Oh, but that was a good gig last Saturday night. I haven't had that kind of fun in a long time, and I hadn't really expected that the Admit One gig at Saquijo's (featuring Jazz Kidding, Twisted Halo, Sugarfree, Cambio, and Urbandub) was going to be the blast that it was. Everything was just right: the cozy venue, the enthusiastic audience, the bands' musician friends (Buddy Zabala, Diego Castillo, Aia de Leon) who showed up to jam--the bands just fed off this favorable confluence of events, making it a Really Good Night. At one point, you couldn't tell where the audience ended or the band began, because everyone was just dancing around, having a mess o' a good time. Margie was up on her feet and dancing with Thor, and even Milwer was pounding the table and rocking out. Which does not, in the normal universe, happen at all.

"How many gigs have you been to?" Milwer asked Margie at one point. "This is my second!" he said, proudly. (The answer to that question, if any of you are wondering, is "Don't even know how to start counting.") We're all glad to see Milwer expanding his horizons, although he may have changed his mind Sunday if he woke up with the hangover I thought he was going to have. If he doesn't, I think the Scoobies are going to the Sugarfree gig next Friday at Peligro, new gig addict Milwer in tow. We're already looking forward to the day, maybe two or three years down the line, when Zo is ready for his first gig. With any luck, I'll be standing right there, holding a candle and crying tears of joy, the ninang to this music christening.

Friday, September 03, 2004

Hello?

Got up freakishly early today (in magazine writer terms, 7:30am) when Anne Poblador called to ask if we were interested in a phone interview with Renée Olstead, the 15-year-old actress (Still Standing) who's just released her self-titled album. The phone interview was at 9:30am--not much time to prepare!--but I said yes anyway. I put myself back to sleep till 9am, and woke up just in time to greet Renée with a gruff but lovable newly woken voice.

The interview went okay, although her youth definitely shows in the way she answered the questions. Q: So you're a singer and an actress. How do you manage to do both? A: "Well, my schedule's busy, but it's fun!" Her (non-)eloquence aside, her voice on the album--covers of American songbook standards--is astonishingly mature. I really was quite impressed, although I had to bite my tongue before I blurted out the thought running through my head: "I really like your voice now, but can you imagine what it would be like when you've finally gotten a real heartbreak? Wow!" Normally, I would also say that her torch songs would improve after she'd lost her virginity, but this being LA...well.

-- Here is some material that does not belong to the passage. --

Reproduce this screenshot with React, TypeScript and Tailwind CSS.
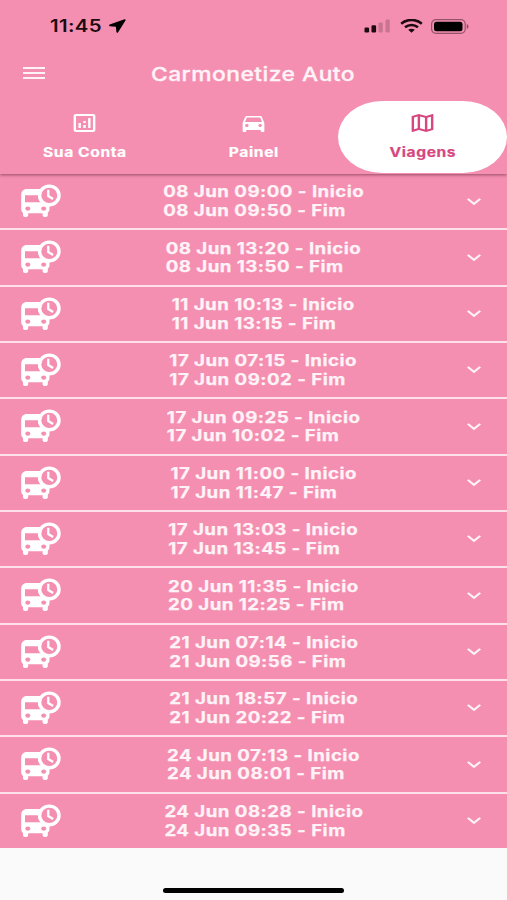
import { clsx } from "clsx";
import type { IconType } from "react-icons";
import {
  MdDirectionsCar,
  MdExpandMore,
  MdOutlineAnalytics,
  MdOutlineMap,
} from "react-icons/md";

type Trip = { start: string; end: string };

const TRIPS: Trip[] = [
  { start: "08 Jun 09:00", end: "08 Jun 09:50" },
  { start: "08 Jun 13:20", end: "08 Jun 13:50" },
  { start: "11 Jun 10:13", end: "11 Jun 13:15" },
  { start: "17 Jun 07:15", end: "17 Jun 09:02" },
  { start: "17 Jun 09:25", end: "17 Jun 10:02" },
  { start: "17 Jun 11:00", end: "17 Jun 11:47" },
  { start: "17 Jun 13:03", end: "17 Jun 13:45" },
  { start: "20 Jun 11:35", end: "20 Jun 12:25" },
  { start: "21 Jun 07:14", end: "21 Jun 09:56" },
  { start: "21 Jun 18:57", end: "21 Jun 20:22" },
  { start: "24 Jun 07:13", end: "24 Jun 08:01" },
  { start: "24 Jun 08:28", end: "24 Jun 09:35" },
];

const TABS: { label: string; icon: IconType; active?: boolean }[] = [
  { label: "Sua Conta", icon: MdOutlineAnalytics },
  { label: "Painel", icon: MdDirectionsCar },
  { label: "Viagens", icon: MdOutlineMap, active: true },
];

function StatusBar() {
  return (
    <div className="flex h-[50px] items-center pl-[50px] pr-[38px] pt-0.5 text-[#1c0a10]">
      <span className="w-[53px] origin-left scale-x-[1.2] whitespace-nowrap text-[17px] font-semibold leading-none tracking-[0.3px]">
        11:45
      </span>
      <svg className="ml-1.5 h-[14px] w-[17px]" viewBox="0 0 17 14" fill="#000">
        <path d="M15.6.2.7 5.6c-.9.4-.8 1.5.2 1.6l6 .5.5 5.3c.1 1 1.2 1.1 1.7.3L16.6 1.2c.3-.6-.3-1.2-1-1Z" />
      </svg>
      <svg className="ml-auto h-[14px] w-[26px]" viewBox="0 0 26 14" fill="currentColor">
        <rect x="0.5" y="8.5" width="4.6" height="5" rx="1.2" />
        <rect x="7.5" y="6.2" width="4.6" height="7.3" rx="1.2" />
        <rect x="14.5" y="3.4" width="4.3" height="10.1" rx="1.2" opacity="0.2" />
        <rect x="21.5" y="0.5" width="4.3" height="13" rx="1.2" opacity="0.2" />
      </svg>
      <svg className="ml-[10px] h-[14px] w-[23px]" viewBox="0 0 23 14" fill="none" stroke="currentColor" strokeWidth="2.6">
        <path d="M1.2 4.8C7-.3 16-.3 21.8 4.8" />
        <path d="M5 8.3c3.8-3.1 9.2-3.1 13 0" />
        <path d="M8.2 10.8c2-1.5 4.6-1.5 6.6 0l-3.3 2.9Z" fill="currentColor" stroke="none" />
      </svg>
      <svg className="ml-[8px] h-[15px] w-[38px]" viewBox="0 0 38 15">
        <rect x="0.6" y="0.6" width="33.6" height="13.8" rx="4.4" fill="none" stroke="currentColor" strokeWidth="1.2" opacity="0.45" />
        <rect x="3" y="2.7" width="28.5" height="9.6" rx="2.5" fill="#000" />
        <path d="M35.8 5c2.2.7 2.2 4.3 0 5Z" fill="currentColor" opacity="0.5" />
      </svg>
    </div>
  );
}

function BusClockIcon({ className }: { className?: string }) {
  return (
    <svg className={className} viewBox="0 0 40 34" fill="none">
      <path
        d="M6 5h14l8.5 14v6c0 1.8-.8 2.8-1.7 3.6V31c0 1.2-.8 1.9-2 1.9h-1.2c-1.2 0-2-.7-2-1.9v-1.8H7.2V31c0 1.2-.8 1.9-2 1.9H4c-1.2 0-2-.7-2-1.9v-2.2C.8 28 .2 27 .2 25V11C.2 7.500 2.200 5 6 5Z"
        fill="#fff"
      />
      <path d="M4 11.3h13c.2 3 1.300 5.200 3 7H4Z" fill="#f48fb1" />
      <ellipse cx="6.8" cy="24.6" rx="2.5" ry="2.2" fill="#f48fb1" />
      <ellipse cx="22.7" cy="24.6" rx="2.5" ry="2.2" fill="#f48fb1" />
      <ellipse cx="28.3" cy="11.4" rx="9.7" ry="9.3" fill="#f48fb1" stroke="#fff" strokeWidth="3.4" />
      <path d="M27.3 5.8V12l4.8 3" stroke="#fff" strokeWidth="2.3" />
    </svg>
  );
}

function TripRow({ start, end }: Trip) {
  return (
    <li className="relative flex h-[56.34px] items-center justify-center border-b-2 border-[#fde0ea] pl-[20px] last:h-[54.34px] last:border-b-0">
      <BusClockIcon className="absolute left-[21px] top-[10px] h-[34px] w-[40px]" />
      <div className="scale-x-[1.2] whitespace-nowrap pt-[1.5px] text-[15.6px] font-bold leading-[18.6px] tracking-[0.38px] [-webkit-text-stroke:0.25px]">
        <p>{start} - Inicio</p>
        <p>{end} - Fim</p>
      </div>
      <MdExpandMore
        preserveAspectRatio="none"
        className="absolute right-[19px] top-[15.5px] h-[23px] w-[28px]"
      />
    </li>
  );
}

export default function App() {
  return (
    <div className="flex h-[900px] w-[507px] flex-col overflow-hidden bg-[#fafafa] font-['Inter',sans-serif] text-[#fff3f7]">
      <header className="relative z-10 h-[174px] shrink-0 bg-[#f48fb1] shadow-[0_1px_3px_rgba(90,30,55,0.6)]">
        <StatusBar />
        <div className="relative flex h-[50px] items-center justify-center pb-[2px]">
          <button
            aria-label="Menu"
            className="absolute left-[23px] top-[17px] flex w-[22px] flex-col gap-[2.6px]"
          >
            <span className="h-[2.4px] bg-current" />
            <span className="h-[2.4px] bg-current" />
            <span className="h-[2.4px] bg-current" />
          </button>
          <h1 className="scale-x-[1.2] whitespace-nowrap text-[19px] font-medium leading-none tracking-[0.4px] [-webkit-text-stroke:0.3px]">
            Carmonetize Auto
          </h1>
        </div>
        <nav className="grid h-[73px] grid-cols-3 pt-px">
          {TABS.map(({ label, icon: Icon, active }) => (
            <button
              key={label}
              className={clsx(
                "flex flex-col items-center rounded-[44px/36px] pt-[10px]",
                active ? "bg-white text-[#d6487f]" : "text-white",
              )}
            >
              <Icon preserveAspectRatio="none" className="h-[24px] w-[29px]" />
              <span className="mt-[9px] scale-x-[1.2] whitespace-nowrap text-[13px] font-bold leading-4 tracking-[0.5px] [-webkit-text-stroke:0.2px]">
                {label}
              </span>
            </button>
          ))}
        </nav>
      </header>
      <ul className="shrink-0 bg-[#f48fb1]">
        {TRIPS.map((trip) => (
          <TripRow key={trip.start} {...trip} />
        ))}
      </ul>
      <div className="mx-auto mb-[7px] mt-auto h-[5px] w-[181px] rounded-full bg-black" />
    </div>
  );
}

One of my favorite interviews, but also the one I'm most ashamed of, is the one I did with Jack White of the White Stripes. I didn't know much about them then, and I'd only gotten the disc the night before. I knew they were, like, Big in Europe and America, but this was also before I heard Elephant and fell in love with it. Also, the early schedule (8:30am!) and my late nights meant that I was still groggy when I spoke to Jack. I still have the interview tape, though I'm embarrassed to listen to myself again, drawling like a drunk, eating my words like a retard. And asking questions like, "So, what is the hardest button to button?" Thankfully Jack was game.

I used to think that Tori Amos was my dream interview subject, but that was only until the record label sent over the interview disc of her talking about Scarlet's Walk, and I heard firsthand what all those other interviewers were saying, about her verbal pretzels. And, my, but she does go on and on. So passionately about everything, including places that were her friends who were gay and had AIDS and were betrayed, etc. etc. She sounded like she was on a peyote vision quest.

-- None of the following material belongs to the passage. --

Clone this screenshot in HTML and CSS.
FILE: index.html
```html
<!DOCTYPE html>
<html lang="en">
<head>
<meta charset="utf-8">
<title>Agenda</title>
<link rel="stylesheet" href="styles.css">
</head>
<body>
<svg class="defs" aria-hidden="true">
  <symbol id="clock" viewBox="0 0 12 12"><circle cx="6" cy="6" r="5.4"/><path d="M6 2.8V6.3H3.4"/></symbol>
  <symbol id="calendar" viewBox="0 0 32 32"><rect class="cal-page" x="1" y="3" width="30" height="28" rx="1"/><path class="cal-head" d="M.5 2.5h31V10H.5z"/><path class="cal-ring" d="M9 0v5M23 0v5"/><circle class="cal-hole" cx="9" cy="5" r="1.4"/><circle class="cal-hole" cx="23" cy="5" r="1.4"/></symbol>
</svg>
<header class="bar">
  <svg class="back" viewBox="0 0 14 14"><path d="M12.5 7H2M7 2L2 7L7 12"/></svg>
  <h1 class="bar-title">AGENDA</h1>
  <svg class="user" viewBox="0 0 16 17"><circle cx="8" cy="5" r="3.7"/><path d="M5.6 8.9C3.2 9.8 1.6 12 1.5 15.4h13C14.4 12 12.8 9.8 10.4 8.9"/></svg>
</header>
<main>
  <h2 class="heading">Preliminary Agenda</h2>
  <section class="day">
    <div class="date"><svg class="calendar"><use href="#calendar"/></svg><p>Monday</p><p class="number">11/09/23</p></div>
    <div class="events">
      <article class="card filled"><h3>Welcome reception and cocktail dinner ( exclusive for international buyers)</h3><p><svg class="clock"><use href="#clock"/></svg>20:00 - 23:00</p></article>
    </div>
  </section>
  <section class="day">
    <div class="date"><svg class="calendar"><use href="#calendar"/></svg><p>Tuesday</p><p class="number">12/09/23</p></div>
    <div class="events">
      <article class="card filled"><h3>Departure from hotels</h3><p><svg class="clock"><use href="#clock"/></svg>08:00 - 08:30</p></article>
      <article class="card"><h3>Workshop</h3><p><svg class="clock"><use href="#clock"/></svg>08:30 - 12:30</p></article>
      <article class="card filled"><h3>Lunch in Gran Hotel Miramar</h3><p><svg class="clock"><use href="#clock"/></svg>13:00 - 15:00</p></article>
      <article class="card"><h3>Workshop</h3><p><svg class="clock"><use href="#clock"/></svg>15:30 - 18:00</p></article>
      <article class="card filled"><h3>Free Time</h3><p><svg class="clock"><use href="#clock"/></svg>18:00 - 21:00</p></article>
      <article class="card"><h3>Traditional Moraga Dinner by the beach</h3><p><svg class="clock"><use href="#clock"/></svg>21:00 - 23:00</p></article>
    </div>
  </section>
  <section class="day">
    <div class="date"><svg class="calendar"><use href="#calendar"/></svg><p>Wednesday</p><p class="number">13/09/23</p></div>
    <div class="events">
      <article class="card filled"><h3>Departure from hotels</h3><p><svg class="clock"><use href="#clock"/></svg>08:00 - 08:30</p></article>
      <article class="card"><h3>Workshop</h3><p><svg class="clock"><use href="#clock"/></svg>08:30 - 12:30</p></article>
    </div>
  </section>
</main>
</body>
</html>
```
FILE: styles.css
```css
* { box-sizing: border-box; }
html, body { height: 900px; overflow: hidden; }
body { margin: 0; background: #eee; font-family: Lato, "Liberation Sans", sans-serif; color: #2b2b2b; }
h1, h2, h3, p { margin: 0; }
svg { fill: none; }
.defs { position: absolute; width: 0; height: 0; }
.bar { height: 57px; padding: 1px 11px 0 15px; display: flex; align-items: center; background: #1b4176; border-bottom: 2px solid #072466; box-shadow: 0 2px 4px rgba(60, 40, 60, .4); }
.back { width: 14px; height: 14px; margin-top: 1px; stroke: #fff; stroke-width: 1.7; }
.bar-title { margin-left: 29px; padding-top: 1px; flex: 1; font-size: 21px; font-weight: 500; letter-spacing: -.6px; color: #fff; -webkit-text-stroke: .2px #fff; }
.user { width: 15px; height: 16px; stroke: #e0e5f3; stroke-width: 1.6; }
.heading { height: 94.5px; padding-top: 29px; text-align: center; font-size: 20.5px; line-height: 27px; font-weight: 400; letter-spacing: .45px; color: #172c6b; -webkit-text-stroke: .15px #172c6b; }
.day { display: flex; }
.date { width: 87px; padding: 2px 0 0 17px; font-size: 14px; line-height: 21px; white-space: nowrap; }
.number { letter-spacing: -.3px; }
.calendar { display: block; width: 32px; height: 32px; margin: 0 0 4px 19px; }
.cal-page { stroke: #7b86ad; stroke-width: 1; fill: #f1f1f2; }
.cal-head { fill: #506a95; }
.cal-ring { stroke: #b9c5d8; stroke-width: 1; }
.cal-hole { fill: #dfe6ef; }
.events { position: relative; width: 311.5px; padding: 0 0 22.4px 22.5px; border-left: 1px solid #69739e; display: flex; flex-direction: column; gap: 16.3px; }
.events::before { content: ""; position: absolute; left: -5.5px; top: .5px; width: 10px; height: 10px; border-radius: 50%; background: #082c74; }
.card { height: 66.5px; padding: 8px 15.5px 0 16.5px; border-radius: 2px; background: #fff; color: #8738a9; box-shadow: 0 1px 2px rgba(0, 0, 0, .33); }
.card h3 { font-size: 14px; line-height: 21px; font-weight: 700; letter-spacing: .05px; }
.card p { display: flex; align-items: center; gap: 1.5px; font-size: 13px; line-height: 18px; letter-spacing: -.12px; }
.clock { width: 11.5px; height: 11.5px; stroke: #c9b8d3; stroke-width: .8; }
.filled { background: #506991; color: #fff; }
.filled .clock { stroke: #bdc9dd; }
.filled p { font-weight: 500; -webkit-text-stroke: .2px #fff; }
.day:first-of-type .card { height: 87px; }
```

I think by now you've done more interviews than I have. Tell me about your memorable interviews? And who were you really thrilled to have met or spoken to?

Thursday, September 02, 2004

The Minor Fall and the Major Lift

I stumbled on this article in today's Salon, written by a guy who was in a poetry class with Jeff Buckley. I don't know what about today or my mood, but whatever it is, the article's exacerbating it. It's just one of those days when you wake up from a long, strange dream (one of my many apocryphal dreams, a recurring theme since I was a child), with leftover emotions that I can't shake no matter how many cups of coffee I drink.

Anyway, as you know, I'm signing up for some postgraduate classes next sem. Frankly, I don't think I miss the classroom setting, especially since I've been teaching workshops for a few years now and will be unused to being the lectured instead of the lecturer. But I do think it's going to help my writing, since I feel that I've been working for so, so, so long in magazines that I'm starting to get into a writing rut. Or a career rut.

Sorry for the aimless angsting. This may or may not have something to do with the fact that I'm turning 30 in about two and a half months, or it may just be a temporary mood thing that'll go away as soon as I take another nap. Also, I'm going up to Sagada tomorrow night, and that's always meant weird mood swings for me. I don't have my copy of Jeff Buckley's Grace right now, but if I did, that's what I'd be listening to right now: the complex guitars, the fragile vocals, the strange, painful, beautiful lyrics.

Right now, the song playing in my head is Jeff Buckley singing a Leonard Cohen song:

I've heard there was a secret chord
that David played, and it pleased the Lord
But you don't care much for music, do you?
It goes like this:
the fourth, the fifth,
the minor fall and the major lift.
The baffled king composing 'Hallelujah'
Hallelujah
Hallelujah
Hallelujah


So much in that song about a song. Where does music come from? Divine inspiration and ecstasy, or brokenness and despair? Or both: "I don't care if you heard the holy or the broken Hallelujah."

I had that discussion with my friends a long time ago, when I asked them if they'd rather be happy or good at their art, given that the two were mutually exclusive. For years and years, the pretentious little snots that we were said we'd rather produce good art than be happy, until we really got going on life, and finally got to taste what real unhappiness was like. Then we all decided that it wasn't all that it was cracked up to be; when I asked them the question again, years after college, everyone agreed: happiness over art.

Well. I'm counting on God not being that cruel, that good art and happiness can't be had in the same lifetime. I'm tempted to say, too, that I wouldn't care if it were a short life, just as long as it was fulfilling and happy--but, well, that's not the kind of thing you say when you're about to go on a trip.

Jeff Buckley walked into a river and disappeared when he was 30. He produced good art. I sure as hell hope he was happy.